● **Goal**:
Locate each line containing the string "with" and copy it out.
## START Records shown
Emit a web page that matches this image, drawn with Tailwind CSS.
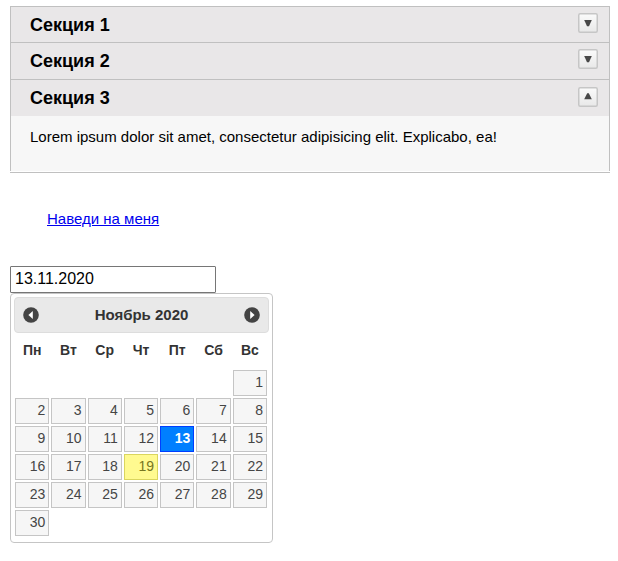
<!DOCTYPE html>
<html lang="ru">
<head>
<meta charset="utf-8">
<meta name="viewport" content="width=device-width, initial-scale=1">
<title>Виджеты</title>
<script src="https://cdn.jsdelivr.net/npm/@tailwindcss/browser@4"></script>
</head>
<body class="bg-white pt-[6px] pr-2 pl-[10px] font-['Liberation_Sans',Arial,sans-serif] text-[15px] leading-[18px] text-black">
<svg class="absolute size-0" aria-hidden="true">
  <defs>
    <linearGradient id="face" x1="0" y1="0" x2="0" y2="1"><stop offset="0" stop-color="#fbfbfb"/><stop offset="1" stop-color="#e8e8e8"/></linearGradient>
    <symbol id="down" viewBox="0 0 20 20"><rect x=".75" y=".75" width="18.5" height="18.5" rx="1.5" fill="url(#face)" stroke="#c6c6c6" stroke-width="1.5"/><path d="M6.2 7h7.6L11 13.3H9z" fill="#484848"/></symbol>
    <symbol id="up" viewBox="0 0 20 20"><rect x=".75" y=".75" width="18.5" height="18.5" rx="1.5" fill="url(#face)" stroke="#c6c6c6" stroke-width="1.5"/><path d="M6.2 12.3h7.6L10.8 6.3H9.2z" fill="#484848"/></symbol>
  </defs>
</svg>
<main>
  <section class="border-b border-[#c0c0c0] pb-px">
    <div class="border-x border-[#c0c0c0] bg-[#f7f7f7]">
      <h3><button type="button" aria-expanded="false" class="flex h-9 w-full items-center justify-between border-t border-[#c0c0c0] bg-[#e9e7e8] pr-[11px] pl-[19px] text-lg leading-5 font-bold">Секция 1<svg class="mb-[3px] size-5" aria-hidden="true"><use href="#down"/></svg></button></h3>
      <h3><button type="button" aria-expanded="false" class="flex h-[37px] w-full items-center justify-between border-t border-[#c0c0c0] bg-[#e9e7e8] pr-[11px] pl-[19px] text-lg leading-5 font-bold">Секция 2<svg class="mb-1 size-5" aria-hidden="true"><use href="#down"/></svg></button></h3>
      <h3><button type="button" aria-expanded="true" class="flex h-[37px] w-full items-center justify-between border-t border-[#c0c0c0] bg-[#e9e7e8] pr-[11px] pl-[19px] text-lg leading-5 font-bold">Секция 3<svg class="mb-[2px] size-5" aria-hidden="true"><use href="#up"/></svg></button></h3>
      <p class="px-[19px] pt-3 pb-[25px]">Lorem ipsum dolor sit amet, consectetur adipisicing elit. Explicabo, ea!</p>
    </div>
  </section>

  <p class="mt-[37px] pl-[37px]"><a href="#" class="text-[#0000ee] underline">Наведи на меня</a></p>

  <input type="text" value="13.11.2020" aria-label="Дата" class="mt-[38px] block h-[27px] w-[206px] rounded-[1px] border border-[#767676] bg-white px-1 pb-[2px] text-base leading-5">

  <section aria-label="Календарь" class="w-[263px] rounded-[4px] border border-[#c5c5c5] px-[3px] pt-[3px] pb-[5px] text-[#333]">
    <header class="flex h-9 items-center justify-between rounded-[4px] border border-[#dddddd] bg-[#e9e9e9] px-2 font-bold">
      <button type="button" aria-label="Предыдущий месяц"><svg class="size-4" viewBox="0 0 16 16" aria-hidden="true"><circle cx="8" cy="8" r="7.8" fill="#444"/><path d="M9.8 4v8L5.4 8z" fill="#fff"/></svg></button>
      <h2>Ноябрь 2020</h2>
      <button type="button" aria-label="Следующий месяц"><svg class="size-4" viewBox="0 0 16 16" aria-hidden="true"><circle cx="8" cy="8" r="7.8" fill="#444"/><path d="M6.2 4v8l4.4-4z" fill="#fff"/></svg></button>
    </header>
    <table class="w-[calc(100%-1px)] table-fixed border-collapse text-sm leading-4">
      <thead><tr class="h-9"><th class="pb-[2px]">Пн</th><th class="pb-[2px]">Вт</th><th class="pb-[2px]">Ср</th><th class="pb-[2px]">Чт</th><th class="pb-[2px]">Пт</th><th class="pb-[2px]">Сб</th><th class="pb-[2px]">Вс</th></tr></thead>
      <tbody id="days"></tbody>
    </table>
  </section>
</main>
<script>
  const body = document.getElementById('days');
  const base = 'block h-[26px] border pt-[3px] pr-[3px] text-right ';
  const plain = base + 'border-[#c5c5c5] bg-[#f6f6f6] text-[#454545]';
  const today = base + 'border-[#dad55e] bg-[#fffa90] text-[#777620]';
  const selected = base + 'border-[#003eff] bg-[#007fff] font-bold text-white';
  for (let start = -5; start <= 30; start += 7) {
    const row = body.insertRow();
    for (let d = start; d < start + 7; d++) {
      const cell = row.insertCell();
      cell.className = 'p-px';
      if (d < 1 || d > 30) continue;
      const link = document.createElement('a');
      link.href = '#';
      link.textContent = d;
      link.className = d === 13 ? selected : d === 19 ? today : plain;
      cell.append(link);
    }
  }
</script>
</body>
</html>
## END Records shown
## START Records shown
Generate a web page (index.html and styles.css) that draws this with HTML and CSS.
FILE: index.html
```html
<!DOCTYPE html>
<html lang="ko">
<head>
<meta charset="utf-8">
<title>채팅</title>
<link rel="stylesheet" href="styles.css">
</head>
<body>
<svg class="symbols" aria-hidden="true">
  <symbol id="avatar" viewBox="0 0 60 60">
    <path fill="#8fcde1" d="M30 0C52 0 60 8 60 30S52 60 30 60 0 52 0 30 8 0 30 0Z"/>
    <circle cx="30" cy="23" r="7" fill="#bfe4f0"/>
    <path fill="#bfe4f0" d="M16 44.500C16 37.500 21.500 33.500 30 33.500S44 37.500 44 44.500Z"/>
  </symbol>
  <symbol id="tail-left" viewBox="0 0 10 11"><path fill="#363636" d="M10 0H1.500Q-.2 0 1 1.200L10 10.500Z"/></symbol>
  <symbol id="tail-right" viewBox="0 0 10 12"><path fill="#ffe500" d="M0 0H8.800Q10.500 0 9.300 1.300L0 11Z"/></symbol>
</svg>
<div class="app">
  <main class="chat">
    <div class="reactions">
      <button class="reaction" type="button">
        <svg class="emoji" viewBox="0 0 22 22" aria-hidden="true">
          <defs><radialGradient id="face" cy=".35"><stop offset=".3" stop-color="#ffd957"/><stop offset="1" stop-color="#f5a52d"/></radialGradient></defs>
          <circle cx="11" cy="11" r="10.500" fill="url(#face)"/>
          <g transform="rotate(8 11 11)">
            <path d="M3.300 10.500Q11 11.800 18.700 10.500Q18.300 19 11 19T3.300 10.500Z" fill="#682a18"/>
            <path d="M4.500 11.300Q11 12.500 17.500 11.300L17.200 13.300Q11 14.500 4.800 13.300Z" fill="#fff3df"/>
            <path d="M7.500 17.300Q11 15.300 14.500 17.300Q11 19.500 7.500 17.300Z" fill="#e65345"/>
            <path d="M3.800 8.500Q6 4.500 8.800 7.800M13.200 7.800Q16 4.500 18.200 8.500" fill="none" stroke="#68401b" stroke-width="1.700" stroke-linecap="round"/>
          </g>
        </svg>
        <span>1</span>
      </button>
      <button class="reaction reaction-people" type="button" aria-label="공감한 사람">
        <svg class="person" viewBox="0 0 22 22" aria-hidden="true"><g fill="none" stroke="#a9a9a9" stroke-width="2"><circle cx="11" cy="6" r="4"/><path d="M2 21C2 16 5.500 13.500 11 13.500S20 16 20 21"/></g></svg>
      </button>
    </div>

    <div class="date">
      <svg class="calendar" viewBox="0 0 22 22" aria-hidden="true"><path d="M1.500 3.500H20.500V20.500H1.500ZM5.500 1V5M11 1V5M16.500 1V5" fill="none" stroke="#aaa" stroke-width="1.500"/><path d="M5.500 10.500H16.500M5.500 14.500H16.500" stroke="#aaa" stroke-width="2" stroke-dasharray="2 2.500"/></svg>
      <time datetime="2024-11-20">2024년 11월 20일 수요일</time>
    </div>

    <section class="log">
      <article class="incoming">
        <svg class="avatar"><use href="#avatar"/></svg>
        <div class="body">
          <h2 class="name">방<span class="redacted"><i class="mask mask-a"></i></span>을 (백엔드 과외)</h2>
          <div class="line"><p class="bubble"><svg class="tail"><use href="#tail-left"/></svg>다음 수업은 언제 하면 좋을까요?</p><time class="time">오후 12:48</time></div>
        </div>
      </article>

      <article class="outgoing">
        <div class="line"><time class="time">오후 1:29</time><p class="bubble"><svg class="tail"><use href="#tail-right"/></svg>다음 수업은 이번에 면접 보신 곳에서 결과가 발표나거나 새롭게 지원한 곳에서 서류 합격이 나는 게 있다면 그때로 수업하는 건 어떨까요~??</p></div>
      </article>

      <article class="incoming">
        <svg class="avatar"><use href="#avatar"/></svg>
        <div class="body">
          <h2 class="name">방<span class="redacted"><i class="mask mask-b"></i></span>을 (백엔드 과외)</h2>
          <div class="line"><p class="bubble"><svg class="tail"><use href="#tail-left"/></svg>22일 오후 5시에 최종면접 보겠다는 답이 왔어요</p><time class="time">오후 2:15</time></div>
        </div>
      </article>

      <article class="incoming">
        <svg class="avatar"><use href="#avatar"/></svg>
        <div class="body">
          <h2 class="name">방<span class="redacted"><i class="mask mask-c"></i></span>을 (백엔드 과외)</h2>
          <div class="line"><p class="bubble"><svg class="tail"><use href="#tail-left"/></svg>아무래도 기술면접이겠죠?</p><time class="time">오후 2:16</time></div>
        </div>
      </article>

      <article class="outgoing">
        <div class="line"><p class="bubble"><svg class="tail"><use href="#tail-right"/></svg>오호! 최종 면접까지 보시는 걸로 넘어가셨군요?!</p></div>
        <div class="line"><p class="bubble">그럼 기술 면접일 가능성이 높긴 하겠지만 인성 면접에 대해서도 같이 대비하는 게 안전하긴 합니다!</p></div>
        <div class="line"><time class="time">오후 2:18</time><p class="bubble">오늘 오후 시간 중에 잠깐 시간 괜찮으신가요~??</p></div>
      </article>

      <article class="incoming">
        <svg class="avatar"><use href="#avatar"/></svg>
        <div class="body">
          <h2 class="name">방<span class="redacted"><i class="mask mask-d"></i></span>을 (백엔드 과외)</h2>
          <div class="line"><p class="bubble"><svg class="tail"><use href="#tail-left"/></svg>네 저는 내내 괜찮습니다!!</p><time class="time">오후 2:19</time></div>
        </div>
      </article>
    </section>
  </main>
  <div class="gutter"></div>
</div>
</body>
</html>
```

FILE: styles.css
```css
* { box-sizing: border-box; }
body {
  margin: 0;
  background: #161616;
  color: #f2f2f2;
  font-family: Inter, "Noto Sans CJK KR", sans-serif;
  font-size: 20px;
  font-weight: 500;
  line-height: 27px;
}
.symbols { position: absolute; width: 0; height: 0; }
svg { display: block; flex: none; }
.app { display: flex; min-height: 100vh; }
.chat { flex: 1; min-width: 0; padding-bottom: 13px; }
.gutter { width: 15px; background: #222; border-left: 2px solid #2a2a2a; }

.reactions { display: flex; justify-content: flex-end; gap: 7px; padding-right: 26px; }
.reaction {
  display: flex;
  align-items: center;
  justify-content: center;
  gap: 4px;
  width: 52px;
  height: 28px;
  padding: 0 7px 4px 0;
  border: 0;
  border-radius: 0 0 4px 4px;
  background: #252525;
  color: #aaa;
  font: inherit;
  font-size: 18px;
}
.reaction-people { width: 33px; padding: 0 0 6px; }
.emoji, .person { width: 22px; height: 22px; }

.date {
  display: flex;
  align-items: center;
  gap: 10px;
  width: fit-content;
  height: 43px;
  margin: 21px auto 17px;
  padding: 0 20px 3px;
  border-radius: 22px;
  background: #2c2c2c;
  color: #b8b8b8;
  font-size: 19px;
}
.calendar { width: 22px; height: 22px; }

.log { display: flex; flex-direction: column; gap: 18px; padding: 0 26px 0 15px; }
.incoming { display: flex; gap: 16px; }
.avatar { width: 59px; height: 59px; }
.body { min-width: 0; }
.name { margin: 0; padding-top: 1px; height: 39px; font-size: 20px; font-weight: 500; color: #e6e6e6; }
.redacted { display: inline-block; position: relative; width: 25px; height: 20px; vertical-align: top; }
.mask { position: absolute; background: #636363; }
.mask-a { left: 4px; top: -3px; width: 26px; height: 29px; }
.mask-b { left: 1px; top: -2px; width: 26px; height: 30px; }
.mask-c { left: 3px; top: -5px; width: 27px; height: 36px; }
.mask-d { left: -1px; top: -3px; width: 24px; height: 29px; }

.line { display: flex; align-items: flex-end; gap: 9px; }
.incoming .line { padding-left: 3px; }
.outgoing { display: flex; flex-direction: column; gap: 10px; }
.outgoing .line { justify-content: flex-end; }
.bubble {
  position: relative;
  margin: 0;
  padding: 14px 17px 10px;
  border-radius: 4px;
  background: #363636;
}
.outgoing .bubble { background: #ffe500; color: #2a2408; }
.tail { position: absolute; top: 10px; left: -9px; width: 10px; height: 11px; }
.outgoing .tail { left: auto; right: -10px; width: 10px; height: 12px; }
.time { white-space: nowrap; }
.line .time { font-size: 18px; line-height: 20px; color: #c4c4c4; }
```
## END Records shown
## START Records shown
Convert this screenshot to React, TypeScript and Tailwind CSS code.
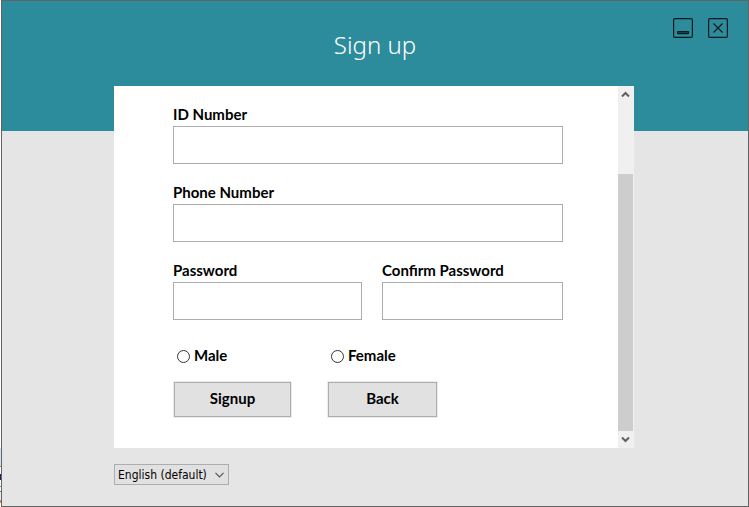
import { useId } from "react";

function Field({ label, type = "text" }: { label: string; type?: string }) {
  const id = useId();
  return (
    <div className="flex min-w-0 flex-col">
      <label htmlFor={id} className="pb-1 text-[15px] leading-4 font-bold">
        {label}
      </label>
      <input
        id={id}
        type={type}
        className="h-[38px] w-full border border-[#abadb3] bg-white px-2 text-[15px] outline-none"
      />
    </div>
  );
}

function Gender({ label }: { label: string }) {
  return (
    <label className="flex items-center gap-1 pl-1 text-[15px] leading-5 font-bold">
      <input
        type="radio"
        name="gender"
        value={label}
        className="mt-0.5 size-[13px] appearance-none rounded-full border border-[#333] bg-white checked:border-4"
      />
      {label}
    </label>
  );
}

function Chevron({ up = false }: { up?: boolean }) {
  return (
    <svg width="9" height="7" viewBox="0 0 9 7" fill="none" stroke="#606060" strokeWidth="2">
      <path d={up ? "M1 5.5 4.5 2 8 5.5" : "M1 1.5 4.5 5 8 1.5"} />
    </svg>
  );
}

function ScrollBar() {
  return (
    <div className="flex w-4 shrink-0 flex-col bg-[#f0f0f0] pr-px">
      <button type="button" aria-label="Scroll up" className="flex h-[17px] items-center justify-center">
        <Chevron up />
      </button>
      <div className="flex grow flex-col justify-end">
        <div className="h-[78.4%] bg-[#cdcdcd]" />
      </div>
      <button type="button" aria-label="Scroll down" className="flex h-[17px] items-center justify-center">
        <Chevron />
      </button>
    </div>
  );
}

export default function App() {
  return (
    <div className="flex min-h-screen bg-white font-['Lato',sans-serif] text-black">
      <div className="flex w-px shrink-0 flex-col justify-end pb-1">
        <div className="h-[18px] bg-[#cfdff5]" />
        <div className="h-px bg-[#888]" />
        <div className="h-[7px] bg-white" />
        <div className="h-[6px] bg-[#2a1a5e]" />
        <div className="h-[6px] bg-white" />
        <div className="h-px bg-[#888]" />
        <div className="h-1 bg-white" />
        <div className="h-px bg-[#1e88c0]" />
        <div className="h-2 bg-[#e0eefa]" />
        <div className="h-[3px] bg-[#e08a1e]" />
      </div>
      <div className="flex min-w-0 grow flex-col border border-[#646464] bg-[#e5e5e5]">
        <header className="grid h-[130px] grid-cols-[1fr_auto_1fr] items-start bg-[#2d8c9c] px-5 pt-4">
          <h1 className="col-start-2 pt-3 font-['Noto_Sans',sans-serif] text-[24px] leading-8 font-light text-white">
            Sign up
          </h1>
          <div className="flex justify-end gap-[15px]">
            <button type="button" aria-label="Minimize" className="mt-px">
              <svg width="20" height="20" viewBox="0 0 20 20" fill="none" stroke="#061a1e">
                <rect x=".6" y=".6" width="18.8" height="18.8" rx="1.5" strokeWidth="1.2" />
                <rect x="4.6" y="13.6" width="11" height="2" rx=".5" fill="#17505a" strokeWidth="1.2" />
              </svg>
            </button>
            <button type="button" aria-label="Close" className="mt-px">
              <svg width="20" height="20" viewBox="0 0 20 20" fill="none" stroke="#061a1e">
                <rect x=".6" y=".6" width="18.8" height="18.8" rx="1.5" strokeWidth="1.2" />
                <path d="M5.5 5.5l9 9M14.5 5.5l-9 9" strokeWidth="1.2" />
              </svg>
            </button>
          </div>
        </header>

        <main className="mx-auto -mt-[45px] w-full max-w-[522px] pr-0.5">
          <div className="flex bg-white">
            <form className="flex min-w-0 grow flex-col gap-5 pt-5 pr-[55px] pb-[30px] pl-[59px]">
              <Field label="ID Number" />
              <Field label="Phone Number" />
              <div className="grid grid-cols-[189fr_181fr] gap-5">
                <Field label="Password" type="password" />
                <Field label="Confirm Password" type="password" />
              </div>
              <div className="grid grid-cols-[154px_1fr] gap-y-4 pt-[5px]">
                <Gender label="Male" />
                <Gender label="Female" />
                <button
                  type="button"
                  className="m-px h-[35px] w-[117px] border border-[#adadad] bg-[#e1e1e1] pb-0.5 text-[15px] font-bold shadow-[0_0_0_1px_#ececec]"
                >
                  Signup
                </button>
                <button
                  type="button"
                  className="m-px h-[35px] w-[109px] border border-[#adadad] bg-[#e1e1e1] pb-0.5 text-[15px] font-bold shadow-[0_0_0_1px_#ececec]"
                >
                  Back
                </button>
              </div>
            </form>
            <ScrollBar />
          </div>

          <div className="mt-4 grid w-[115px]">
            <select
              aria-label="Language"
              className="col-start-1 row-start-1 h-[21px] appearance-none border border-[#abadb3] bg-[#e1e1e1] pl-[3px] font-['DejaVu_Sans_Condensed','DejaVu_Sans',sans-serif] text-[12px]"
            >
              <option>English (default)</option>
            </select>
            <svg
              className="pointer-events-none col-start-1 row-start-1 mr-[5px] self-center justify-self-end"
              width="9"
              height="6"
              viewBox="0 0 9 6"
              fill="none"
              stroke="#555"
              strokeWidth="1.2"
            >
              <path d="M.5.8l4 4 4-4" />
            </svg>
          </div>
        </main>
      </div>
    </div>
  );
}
## END Records shown
● **The response**:
Emit a web page that matches this image, drawn with Tailwind CSS.
Generate a web page (index.html and styles.css) that draws this with HTML and CSS.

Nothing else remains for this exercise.